Announcement is expected soon as Porsche reportedly set to buy 50 per cent stake in Red Bull F1 team.
The long-expected Formula 1 partnership between Red Bull and Porsche looks set to be confirmed.
Stories have emerged this week that the car maker will buy a 50 per cent stake in Red Bull Technologies, the arm of the Austrian-owned, UK-based business that includes a new F1 engine factory that will be fully operational by the end of the year. Finally, Porsche’s anticipated return to grand prix racing will become a reality.
An announcement of the partnership has been delayed largely because F1’s new engine regulations, set to be introduced in 2026, haven’t yet been signed off and made official. That is due to happen in August and will finally signal a green light for the Volkswagen Group to take a plunge that it has studiously avoided for decades.
But before the deal is confirmed and made official, how the partnership will work raises plenty of juicy, fundamental questions. The most prominent: how much control will Porsche have over the operation of the F1 team, currently soaring towards a second consecutive drivers’ world title with Max Verstappen and a first constructors’ crown for nearly 10 years? Red Bull has thrived as a proudly independent entity since its first entry into F1 as a constructor in 2005. That ‘indie’ status will end whenever this deal kicks in.
Red Bull has had manufacturer relationships before, most recently with Honda, which ended with the manufacturer’s withdrawal from F1 at the end of last season. That was a harmonious relationship, from which Red Bull negotiated to take over Honda’s F1 proven and eventually successful engine IP (intellectual property), which is why it has remained so seamlessly competitive this season. But its other big manufacturer relationship, with Renault, was fractured so badly – despite a string of four consecutive world titles together with Sebastian Vettel between 2010 and 2013 – that bridges were well and truly burned. Returning to Renault power was barely an option when Honda made its call to pull out.
Team principal Christian Horner, head engineer Adrian Newey and driver-management chief Helmut Marko are the architects of Red Bull’s success, under the patronage of brand owner Dietrich Mateschitz, and take a hard-headed, no-compromise approach to F1 – which is precisely what is required. F1 teams don’t work as democracies, as we’ve seen time and again. Big characters with power and a clear vision of how to win succeed in motorsport – and they don’t take kindly to sharing their responsibilities with car manufacturer executives.
Porsche is a very different organisation to Honda, which was willing to leave Red Bull largely to its own devices in its operation of the F1 team. It’s hard to imagine the same will be true when this new relationship begins. Tensions seem inevitable. So how will the two organisations integrate within a partnership?

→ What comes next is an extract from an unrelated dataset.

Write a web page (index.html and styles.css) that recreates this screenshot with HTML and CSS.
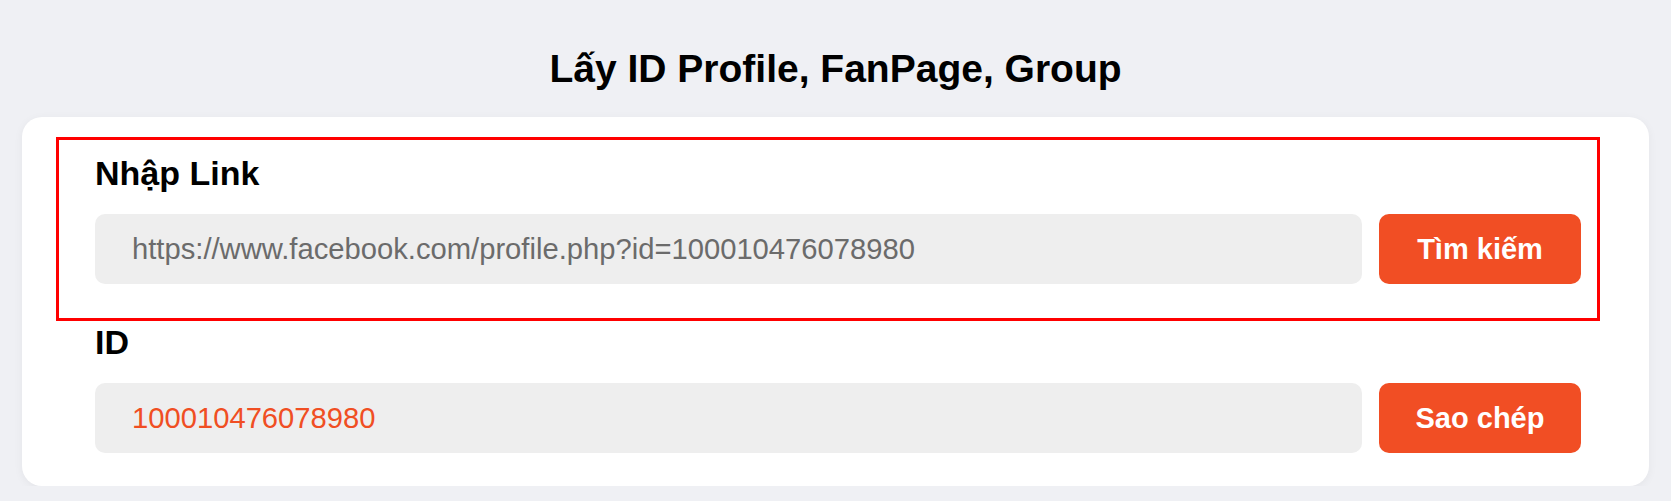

I asked Horner that question directly during a pre-season visit to Red Bull, by which time the talks with Porsche were well advanced. “It would need to be exactly that: a partnership,” he said, without expansion – probably because he has been trying to work that out himself. He knows how tricky it will be. So might it spell the beginning of the end of his own long and successful time at the team? And what about the famously spiky and outspoken Marko? Won’t Porsche demand a say in who drives the cars it is powering and (partly) paying for? Then there’s Newey, who hates to be crowded. Interfere with his technical departments at your peril. His future will become a point of speculation too.
Other questions: the deal is said to be a long one, as you would expect, stretching for perhaps 10 years. But how long before Porsche wants to take full ownership of its F1 interests? The Honda IP that Red Bull currently operates: will that pass directly into Porsche’s hands? Can that be the case? And how much of a Porsche will it be if the car and engine are both built in Milton Keynes? On that one, it has worked well for Mercedes-AMG, whose F1 cars are made in Brackley and the powertrains in Brixworth, both in the heart of England, so that’s probably surmountable. But how much direct input will Porsche have in the programme? This can’t and won’t be a simple badging exercise, because that won’t wash for such a company.
Questions, questions… But it will also be fantastic news for Red Bull, Porsche and F1 as a whole when it’s made official. Such a brand, which trades on its sporting traditions, absolutely should be represented at the pinnacle. It’s beyond time. And for Red Bull, the astonishing amount of investment the company has made in F1 – given that its primary business is to manufacturer and sell an energy drink – has been a significant burden. The team has aggressively chased commercial sponsorship to pay for the new powertrain department and a staff level that Horner told us could reach 400. Sharing that burden with a major manufacturer will reduce that pressure and only enhance the company’s future opportunities and potential. It completely makes sense for this proud organisation, while for Porsche, avoiding the pain of starting an F1 programme from scratch and joining forces with such a team almost guarantees it will come in with a bang. Expectations will – and should – be high.